__What you have to do__
Using the data below, tally the lines that include the string "React". Only the number is wanted.

__Record list__

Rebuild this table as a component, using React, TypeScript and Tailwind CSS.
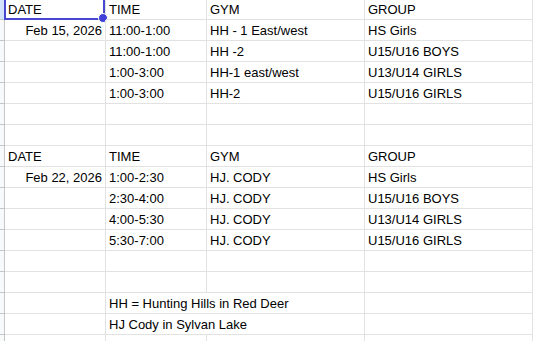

* * *

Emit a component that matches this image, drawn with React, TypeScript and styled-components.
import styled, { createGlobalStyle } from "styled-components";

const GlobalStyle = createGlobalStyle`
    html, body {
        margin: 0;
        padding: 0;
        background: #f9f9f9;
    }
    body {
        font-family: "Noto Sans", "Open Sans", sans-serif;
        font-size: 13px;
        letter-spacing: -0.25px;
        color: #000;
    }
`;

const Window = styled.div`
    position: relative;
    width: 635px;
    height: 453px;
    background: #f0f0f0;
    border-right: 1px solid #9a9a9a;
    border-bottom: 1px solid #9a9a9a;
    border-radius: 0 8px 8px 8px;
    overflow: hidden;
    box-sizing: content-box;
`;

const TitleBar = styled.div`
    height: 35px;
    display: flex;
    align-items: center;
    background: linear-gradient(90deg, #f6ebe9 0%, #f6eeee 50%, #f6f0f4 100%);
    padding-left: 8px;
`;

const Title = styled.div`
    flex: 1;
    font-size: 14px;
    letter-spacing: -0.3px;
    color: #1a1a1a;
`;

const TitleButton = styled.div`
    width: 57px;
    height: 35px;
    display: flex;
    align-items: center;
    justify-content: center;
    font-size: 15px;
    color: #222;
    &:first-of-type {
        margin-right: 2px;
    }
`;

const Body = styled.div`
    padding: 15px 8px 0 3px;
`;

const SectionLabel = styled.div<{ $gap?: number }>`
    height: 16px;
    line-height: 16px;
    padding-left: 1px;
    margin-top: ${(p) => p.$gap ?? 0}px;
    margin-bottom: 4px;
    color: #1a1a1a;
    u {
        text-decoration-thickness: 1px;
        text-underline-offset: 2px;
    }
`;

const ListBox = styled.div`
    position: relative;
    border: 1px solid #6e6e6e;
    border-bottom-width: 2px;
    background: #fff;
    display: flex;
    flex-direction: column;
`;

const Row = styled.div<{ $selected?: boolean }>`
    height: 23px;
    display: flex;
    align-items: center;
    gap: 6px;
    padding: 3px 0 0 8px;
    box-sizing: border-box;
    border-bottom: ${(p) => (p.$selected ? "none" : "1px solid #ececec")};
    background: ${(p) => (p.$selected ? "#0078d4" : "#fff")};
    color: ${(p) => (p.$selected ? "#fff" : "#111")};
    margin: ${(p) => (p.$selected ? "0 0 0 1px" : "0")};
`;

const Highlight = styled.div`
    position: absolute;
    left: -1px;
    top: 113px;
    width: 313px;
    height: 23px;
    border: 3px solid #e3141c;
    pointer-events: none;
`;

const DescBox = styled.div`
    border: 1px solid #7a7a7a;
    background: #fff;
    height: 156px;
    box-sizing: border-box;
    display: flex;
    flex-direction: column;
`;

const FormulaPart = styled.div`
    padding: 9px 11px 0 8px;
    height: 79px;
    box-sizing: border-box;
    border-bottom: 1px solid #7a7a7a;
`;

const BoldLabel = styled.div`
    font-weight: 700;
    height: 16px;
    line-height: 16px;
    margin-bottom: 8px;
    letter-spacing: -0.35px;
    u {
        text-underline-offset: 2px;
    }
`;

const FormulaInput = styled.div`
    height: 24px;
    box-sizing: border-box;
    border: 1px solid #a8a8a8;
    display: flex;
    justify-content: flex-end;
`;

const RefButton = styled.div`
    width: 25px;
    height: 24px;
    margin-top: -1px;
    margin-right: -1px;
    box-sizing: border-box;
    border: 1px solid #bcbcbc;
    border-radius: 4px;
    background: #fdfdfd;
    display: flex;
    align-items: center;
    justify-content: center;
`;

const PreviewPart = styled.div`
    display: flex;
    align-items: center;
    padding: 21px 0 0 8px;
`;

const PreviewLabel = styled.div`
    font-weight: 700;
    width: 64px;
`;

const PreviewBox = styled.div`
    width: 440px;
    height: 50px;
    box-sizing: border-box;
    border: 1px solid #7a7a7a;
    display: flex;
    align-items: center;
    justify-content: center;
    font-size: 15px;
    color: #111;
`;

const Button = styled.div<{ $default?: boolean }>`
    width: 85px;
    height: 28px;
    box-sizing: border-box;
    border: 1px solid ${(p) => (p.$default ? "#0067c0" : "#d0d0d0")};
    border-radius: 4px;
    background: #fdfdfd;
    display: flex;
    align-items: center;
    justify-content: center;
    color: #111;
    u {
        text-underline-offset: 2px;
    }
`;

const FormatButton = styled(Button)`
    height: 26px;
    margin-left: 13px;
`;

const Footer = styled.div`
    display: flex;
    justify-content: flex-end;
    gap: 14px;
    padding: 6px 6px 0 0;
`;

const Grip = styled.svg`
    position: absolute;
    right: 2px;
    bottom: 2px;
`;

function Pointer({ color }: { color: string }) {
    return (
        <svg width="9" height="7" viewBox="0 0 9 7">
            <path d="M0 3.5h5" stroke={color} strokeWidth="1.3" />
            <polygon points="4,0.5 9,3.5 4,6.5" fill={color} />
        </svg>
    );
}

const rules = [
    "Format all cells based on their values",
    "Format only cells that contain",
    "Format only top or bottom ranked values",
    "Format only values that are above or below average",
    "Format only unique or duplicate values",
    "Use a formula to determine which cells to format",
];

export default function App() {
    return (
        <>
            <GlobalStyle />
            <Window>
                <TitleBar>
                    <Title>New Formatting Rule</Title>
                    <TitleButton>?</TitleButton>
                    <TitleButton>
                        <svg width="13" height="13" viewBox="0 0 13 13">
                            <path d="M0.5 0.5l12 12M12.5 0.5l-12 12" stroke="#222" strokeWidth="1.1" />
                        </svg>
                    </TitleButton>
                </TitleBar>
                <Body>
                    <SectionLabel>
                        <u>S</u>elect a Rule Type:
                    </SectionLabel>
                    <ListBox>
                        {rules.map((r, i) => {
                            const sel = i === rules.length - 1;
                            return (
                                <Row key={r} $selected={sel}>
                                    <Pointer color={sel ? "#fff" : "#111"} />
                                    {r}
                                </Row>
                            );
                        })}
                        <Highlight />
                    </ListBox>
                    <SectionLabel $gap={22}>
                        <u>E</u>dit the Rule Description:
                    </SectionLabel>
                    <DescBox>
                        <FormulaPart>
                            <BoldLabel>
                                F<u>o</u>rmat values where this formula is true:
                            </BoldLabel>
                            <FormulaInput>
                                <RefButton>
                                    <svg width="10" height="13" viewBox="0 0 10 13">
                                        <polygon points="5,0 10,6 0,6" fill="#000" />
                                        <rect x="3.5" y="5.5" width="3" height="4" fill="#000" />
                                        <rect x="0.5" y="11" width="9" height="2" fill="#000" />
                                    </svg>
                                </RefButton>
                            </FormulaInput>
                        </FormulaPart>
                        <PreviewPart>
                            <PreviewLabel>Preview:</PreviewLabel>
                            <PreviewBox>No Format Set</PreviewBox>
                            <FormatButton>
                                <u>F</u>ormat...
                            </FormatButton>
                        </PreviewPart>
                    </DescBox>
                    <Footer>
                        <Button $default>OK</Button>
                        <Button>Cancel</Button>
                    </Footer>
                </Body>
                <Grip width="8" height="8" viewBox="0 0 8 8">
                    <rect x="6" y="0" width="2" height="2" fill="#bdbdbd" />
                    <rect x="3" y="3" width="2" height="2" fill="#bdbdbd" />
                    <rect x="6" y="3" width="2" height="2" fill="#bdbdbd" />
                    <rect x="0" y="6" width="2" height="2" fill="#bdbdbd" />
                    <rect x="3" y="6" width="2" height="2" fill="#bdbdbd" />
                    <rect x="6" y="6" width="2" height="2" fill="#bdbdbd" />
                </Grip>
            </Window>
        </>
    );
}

__Answer for the task__
2